We’ve told the story before of a gentleman who opened a tiny ice cream parlor in Cambodia. Because there were really no other great ice cream parlors or even any to speak of at that time, he was able to build his business into a tremendous chain that still exists to this day with millions and millions of dollars. It’s a dominating market force.
Also, in Cambodia, there’s a local coffee chain called Brown Coffee. For the longest time, people thought Starbucks would never come and compete with Brown Coffee. The chain is so well established. People love it so much.
Starbucks did come eventually. Others, like Costa Coffee, eventually came, too. But Brown Coffee continued to dominate the Cambodian market because it had the first-mover advantage at a time when no one wanted to invest in opening Western-style cafes in Cambodia.
Young entrepreneurs can experience more success doing business in a place like Cambodia than going to college or heading to Silicon Valley.
The point is there are so many opportunities around the world that are so simple.
We’ve talked about the idea of unsexy businesses. Some of our founder’s greatest hits as an investor have been things that aren’t that sexy.
And you would never think that these people have tens of millions of dollars, but they do because they did something no one else wanted to open.
Opening up a modeling agency in Los Angeles or a real estate agency in New York is fine. You should do what you want. But understand that the competition for real estate agencies in New York City is going to be a lot higher than the competition for opening up the first coffee chain in a place like Laos.
There are frontier markets all around the world where most people don’t want to move. They’re the Nome, Alaskas of the world.
Most people who are living in Los Angeles would shrug at the idea of moving to Namibia, Myanmar, or Bolivia. But if you’re willing to do that, there are business opportunities that have long been developed and have long been highly competitive where you’re from that you can introduce in a new market where you have the advantage.
You need less capital than you would to start the business where you’re from. You can hire people more affordably. You can get stuff done where the government’s perhaps a bit more flexible.
If you follow those principles and ask yourself where you can go and do something that no one else is willing to do, your probability of success will skyrocket.
If you know how to run a business, if you come in and take the right steps, you have a much better chance of opening up an ice cream parlor in Cambodia than the modeling agency in Los Angeles.
Young Entrepreneurs, Is It Worth It?
The reason many young entrepreneurs pass on these golden opportunities comes down to the simple fact that people don’t want to leave their friends, family, or their hometown. They don’t want to venture into the great unknown.
They don’t know if the risk is worth the reward.
And the truth is that we cannot tell you if it will be worth it for you. But we can tell you this: we just finished working with a guy who has a company worth $70 million and a multi-million dollar per year income.

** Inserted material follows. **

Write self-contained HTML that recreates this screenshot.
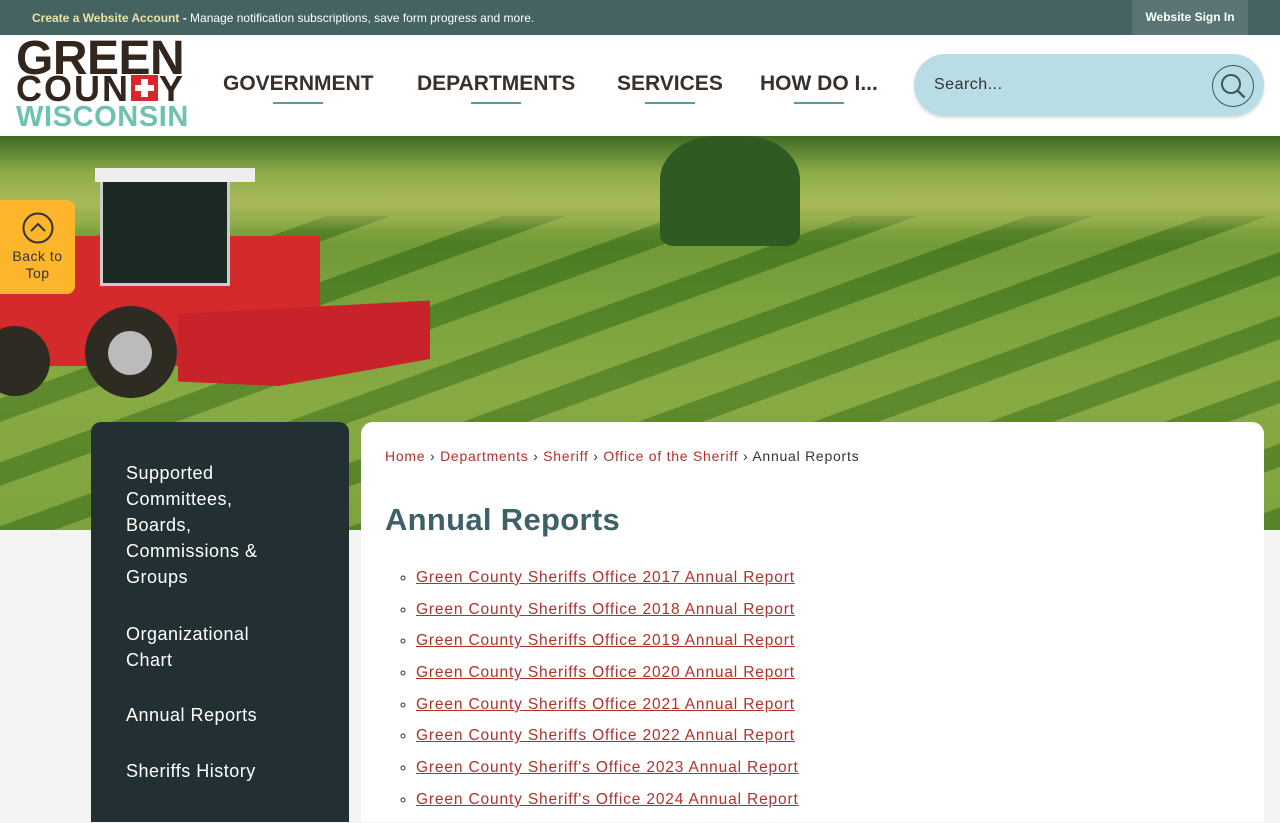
<!DOCTYPE html>
<html><head><meta charset="utf-8"><style>
*{margin:0;padding:0;box-sizing:border-box}
body{width:1280px;height:800px;overflow:hidden;background:#f3f3f3;font-family:"Liberation Sans",sans-serif;position:relative}
.top{position:absolute;left:0;top:0;width:1280px;height:35px;background:#456361;color:#fff;font-size:12px;font-weight:bold}
.top .msg{position:absolute;left:32px;top:11px}
.top .msg b{color:#e9e2a6}
.top .sign{position:absolute;left:1132px;top:0;width:116px;height:35px;background:#5a7573;text-align:center;line-height:35px;font-size:12px}
.hdr{position:absolute;left:0;top:35px;width:1280px;height:101px;background:#fff}
.lg{position:absolute;left:16px;font-weight:900;line-height:1;color:#33261d;white-space:nowrap}
.nav{position:absolute;top:37px;font-size:21px;font-weight:bold;color:#3b3029}
.nav i{position:absolute;left:50%;margin-left:-25px;top:30px;width:50px;height:2px;background:#5a9c92}
.search{position:absolute;left:914px;top:19px;width:350px;height:62px;border-radius:31px;background:#b9dde5;box-shadow:0 2px 3px rgba(0,0,0,.15)}
.search span{position:absolute;left:20px;top:22px;font-size:16px;color:#333;letter-spacing:.5px}
.hero{position:absolute;left:0;top:136px;width:1280px;height:394px;overflow:hidden;
background:linear-gradient(180deg,#4e7a2a 0%,#6d9634 8%,#8caa45 18%,#5f8f2b 28%,#6c9a34 45%,#7da33b 65%,#6f9a34 100%)}
.stripes{position:absolute;left:-200px;top:80px;width:1700px;height:400px;background:repeating-linear-gradient(160deg,rgba(40,90,20,.35) 0 22px,rgba(170,190,90,.25) 22px 60px);}
.btt{position:absolute;left:0;top:200px;width:75px;height:94px;background:#fdb62b;border-radius:0 8px 8px 0;text-align:center;color:#333;font-size:14px;line-height:17px;letter-spacing:.5px}
.side{position:absolute;left:91px;top:422px;width:258px;height:400px;background:#233033;border-radius:10px 10px 0 0;color:#fff;font-size:18px;line-height:26px;letter-spacing:.5px}
.side div{position:absolute;left:35px;width:150px}
.card{position:absolute;left:361px;top:422px;width:903px;height:400px;background:#fff;border-radius:12px 12px 0 0}
.bc{position:absolute;left:24px;top:26px;font-size:14px;color:#333;letter-spacing:.75px}
.bc a{color:#b3302b;text-decoration:none}
h1{position:absolute;left:24px;top:80px;font-size:31px;color:#3d6166;font-weight:bold;letter-spacing:.3px}
ul{position:absolute;left:55px;top:147px;list-style:circle;font-size:15.5px;letter-spacing:.85px}
li{height:31.7px;color:#333}
li a{color:#b3302b;text-decoration:underline}
</style></head><body>
<div class="top"><div class="msg"><b>Create a Website Account</b> - <span style="font-weight:normal">Manage notification subscriptions, save form progress and more.</span></div><div class="sign">Website Sign In</div></div>
<div class="hdr">
<div class="lg" style="top:0px;font-size:48px;letter-spacing:-0.5px">GREEN</div>
<div class="lg" style="top:36px;font-size:36px;letter-spacing:2px">COUN<span style="display:inline-block;width:27px;height:26px;background:#d8262b;position:relative;vertical-align:0px;margin:0 1px"><span style="position:absolute;left:10px;top:4px;width:7px;height:18px;background:#fff"></span><span style="position:absolute;left:4px;top:10px;width:19px;height:6px;background:#fff"></span></span>Y</div>
<div class="lg" style="top:68px;font-size:29px;color:#6fc1b0;letter-spacing:.6px">WISCONSIN</div>
<div class="nav" style="left:223px">GOVERNMENT<i></i></div>
<div class="nav" style="left:417px">DEPARTMENTS<i></i></div>
<div class="nav" style="left:617px">SERVICES<i></i></div>
<div class="nav" style="left:760px">HOW DO I...<i></i></div>
<div class="search"><span>Search...</span><svg style="position:absolute;left:297px;top:10px" width="44" height="44" viewBox="0 0 44 44"><circle cx="22" cy="22" r="20.5" fill="none" stroke="#3c5a5a" stroke-width="1"/><circle cx="20" cy="20" r="9" fill="none" stroke="#3c5a5a" stroke-width="2"/><path d="M26.5 26.5l7 7" stroke="#3c5a5a" stroke-width="2.4"/></svg></div>
</div>
<div class="hero"><div class="stripes"></div>
<div style="position:absolute;left:0;top:0;width:1280px;height:95px;background:linear-gradient(180deg,#3f6a25,#8fae4a 40%,#a9b85a 70%,rgba(110,150,50,0))"></div>
<div style="position:absolute;left:660px;top:0;width:140px;height:110px;background:#2f5a22;border-radius:40% 40% 10% 10%"></div>
<div style="position:absolute;left:0;top:100px;width:320px;height:130px;background:#d42a2b"></div>
<div style="position:absolute;left:100px;top:40px;width:130px;height:110px;background:#1c2a24;border:3px solid #ccc"></div>
<div style="position:absolute;left:95px;top:32px;width:160px;height:14px;background:#eee"></div>
<div style="position:absolute;left:178px;top:160px;width:252px;height:90px;background:#c8222a;clip-path:polygon(0 20%,100% 5%,100% 70%,40% 100%,0 95%)"></div>
<div style="position:absolute;left:85px;top:170px;width:92px;height:92px;border-radius:50%;background:#2e2b22"></div>
<div style="position:absolute;left:108px;top:195px;width:44px;height:44px;border-radius:50%;background:#bbb"></div>
<div style="position:absolute;left:-20px;top:190px;width:70px;height:70px;border-radius:50%;background:#2e2b22"></div>
</div>
<div class="btt"><svg style="margin-top:12px" width="32" height="32" viewBox="0 0 32 32"><circle cx="16" cy="16" r="14.5" fill="none" stroke="#333" stroke-width="2"/><path d="M9 19l7-7 7 7" fill="none" stroke="#333" stroke-width="2"/></svg><br>Back to<br>Top</div>
<div class="side">
<div style="top:38px">Supported Committees, Boards, Commissions &amp; Groups</div>
<div style="top:199px">Organizational Chart</div>
<div style="top:280px;width:200px">Annual Reports</div>
<div style="top:336px;width:200px">Sheriffs History</div>
</div>
<div class="card">
<div class="bc"><a>Home</a> › <a>Departments</a> › <a>Sheriff</a> › <a>Office of the Sheriff</a> › Annual Reports</div>
<h1>Annual Reports</h1>
<ul>
<li><a>Green County Sheriffs Office 2017 Annual Report</a></li>
<li><a>Green County Sheriffs Office 2018 Annual Report</a></li>
<li><a>Green County Sheriffs Office 2019 Annual Report</a></li>
<li><a>Green County Sheriffs Office 2020 Annual Report</a></li>
<li><a>Green County Sheriffs Office 2021 Annual Report</a></li>
<li><a>Green County Sheriffs Office 2022 Annual Report</a></li>
<li><a>Green County Sheriff's Office 2023 Annual Report</a></li>
<li><a>Green County Sheriff's Office 2024 Annual Report</a></li>
</ul>
</div>
</body></html>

Over the years, he has built it up steadily by doing business entirely in these kinds of markets.
He does very little business in the Western world because all of his opportunities are in frontier markets where you can go in and be the only game in town in many cases.
So, if you want to skyrocket your probability for success, if you haven’t yet become the seven or eight-figure entrepreneur that we talk about, and if you want an opportunity to increase your probability, the Nome, Alaska idea is one of the best ways that you can give yourself that advantage.
If anything, you will gain a different perspective, see a different culture, learn how the world works, and realize that business is different overseas.
In today’s era, as the education system is increasingly removed from the realities of a growing and developing world, skipping college and heading straight to the markets that are ready and waiting for you is a great idea for young entrepreneurs who are just starting out.